Former Beef Products, Inc. (BPI) employee Bruce Smith has filed a lawsuit concurrently with publishing his new book, “How Pink Slime Ate My Job.”  (Apparently, Mr. Smith alleges that media publicity concerning the widespread, unlabeled addition of Lean, Finely Textured Beef (LFTB) to ground beef decreased BPI’s sales and resulted in company layoffs.)  Free copies of Smith’s book and his lawsuit will be available at his June 26, 2012 press conference.

Iowa Rep. Steve King has stated he supports Mr. Smith’s use of the court system to “get to the bottom of this” alleged controversy, but why?  And why has he stated that the federal government should order public schools to buy LFTB for their discounted lunch programs?  (Only three states have chosen to purchase LFTB next year due to public demand to curtail its use.)

Do these have anything to do with the fact that BPI is one Rep.
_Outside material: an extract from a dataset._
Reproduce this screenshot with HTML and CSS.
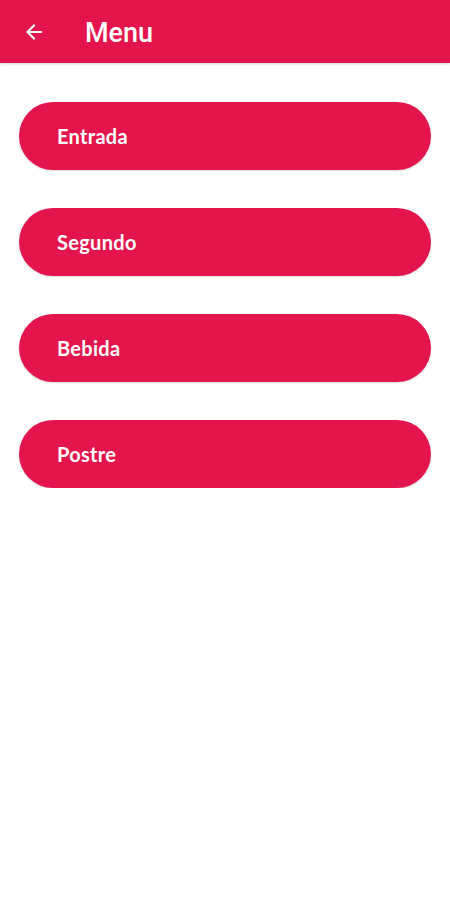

King’s top 20 campaign contributors?  For other social issues, Congressman King has raised a concern that the nation’s “runaway judiciary” plays an “active role in the lives of our children.”  Rep. King also contends he is “a firm believer in states’ rights” and the need to “protect parental rights from being infringed by the federal government.”   Why is the LFTB/pink slime controversy any different?

Another unanswered question for Mr. Smith and Rep. King: if LFTB is so great, why did BPI make a concerted effort to avoid labeling it instead of just disclosing it on product packaging?  The free market Rep. King supports requires freely-available information so consumers can make intelligent buying decisions.  Two LFTB producers have submitted labeling requests to the USDA, because some consumers who have learned more about the product want to buy it.  Good for them.  As Marion Nestle (quoting Carolyn Scott-Thomas) noted, if companies selling this product had proactively disclosed its presence in the first instance, they might have minimized customer outrage (and BPI job losses) from its recent publicity.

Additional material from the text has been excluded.